International Solidarity Movement
16th May 2010
Al Ma’asara: ‘Culture is Resistance’
The festival was opened with a series of speeches from representatives of Al Ma’asara and other villages in the Bethlehem region, and from Siham Barghouti, the Palestinian Minister of Culture. There was then a performance from the renowned Palestinian singer Reem Banna, who sang several songs to great acclaim from the crowd of perhaps 200 people.

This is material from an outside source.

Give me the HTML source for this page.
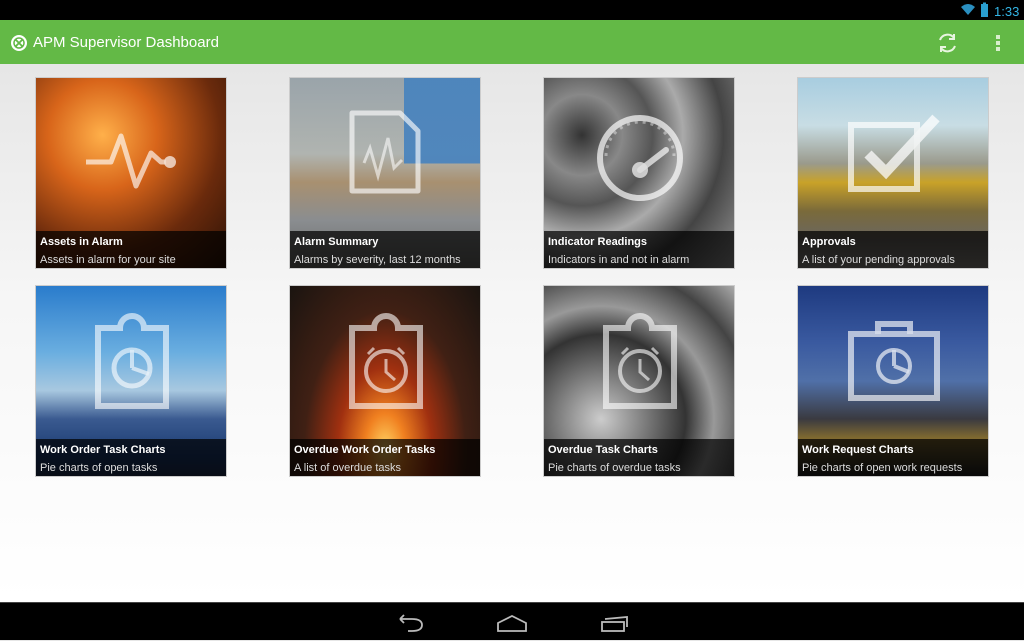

Three tents erected alongside of the festival represented the villages destroyed and the people displaced in 1948, and again in 1967. After 62 years, despite ever increasing oppression and persecution, a huge rise in illegal Israeli settlements, the construction of the apartheid wall, and much more, Palestinians remain steadfast. They have not and will not abandon their homeland, and they will not forget the unique and special culture that they are rightly so proud of. This festival was a timely reminder of this.
Bil’in
The weekly demonstration against the apartheid wall in Bil’in also commemorated the 62nd anniversary of the Nakba, where 700,000 Palestinians were forced to flee their home and were made refugees. The demonstration was fronted by a huge wooden key, representing the non-negotiable demand for the right of return for refugees. There were also three men dressed as Handala, the popular cartoon character symbolising the children of the subsequent refugee camps. As the demonstration reached the wall it was met with huge amounts of tear gas and before long the army attempted to enter the village and one Palestinian journalist was arrested. However, the demonstration suddenly changed its focus as the hot tear gas canisters created several small fires which spread quickly across the land and amongst the olive trees. The demonstrators spent about half an hour trying to extinguish the fire with olive branches until a Palestinian fire engine turned up and the demo ended.
Hebron (al Khalil)
After an hour of speeches, chants and songs by the military base, the demonstration moved away, along a road that runs parallel to Shuhada Street. Settlers above, who were surrounded by soldiers and police at the time, threw rocks down onto the march. Fortunately, no-one was hurt. Some Palestinian children threw some of the rocks back, for which the soldiers attempted, unsuccessfully, to arrest them. Settlers then poured dirty water and spat upon the demonstrators as they walked along the road beneath them.
The settlements in Hebron are, like all settlements within the West Bank and East Jerusalem, illegal under international law. Palestinian residents of the Old City and the district of Tel Rumeida suffer severe restriction of movement, frequent harassment and occasional violence at the hands of both soldiers and settlers. Shuhada Street has been closed to Palestinians since 1994, forcing shops to close and residents to leave their homes.
Sheikh Jarrah
Around 50 people gathered Saturday to march from the American Embassy along Nablus Road to Sheikh Jarrah where police and soldiers had blocked off the street into the neighborhood, only letting settlers through. After a long speech the demonstration began to dissipate. A group of settlers held up an Israeli flag and a woman from the neighborhood proudly approached them with her daughter waving a Palestinian flag. The crowd followed with chants.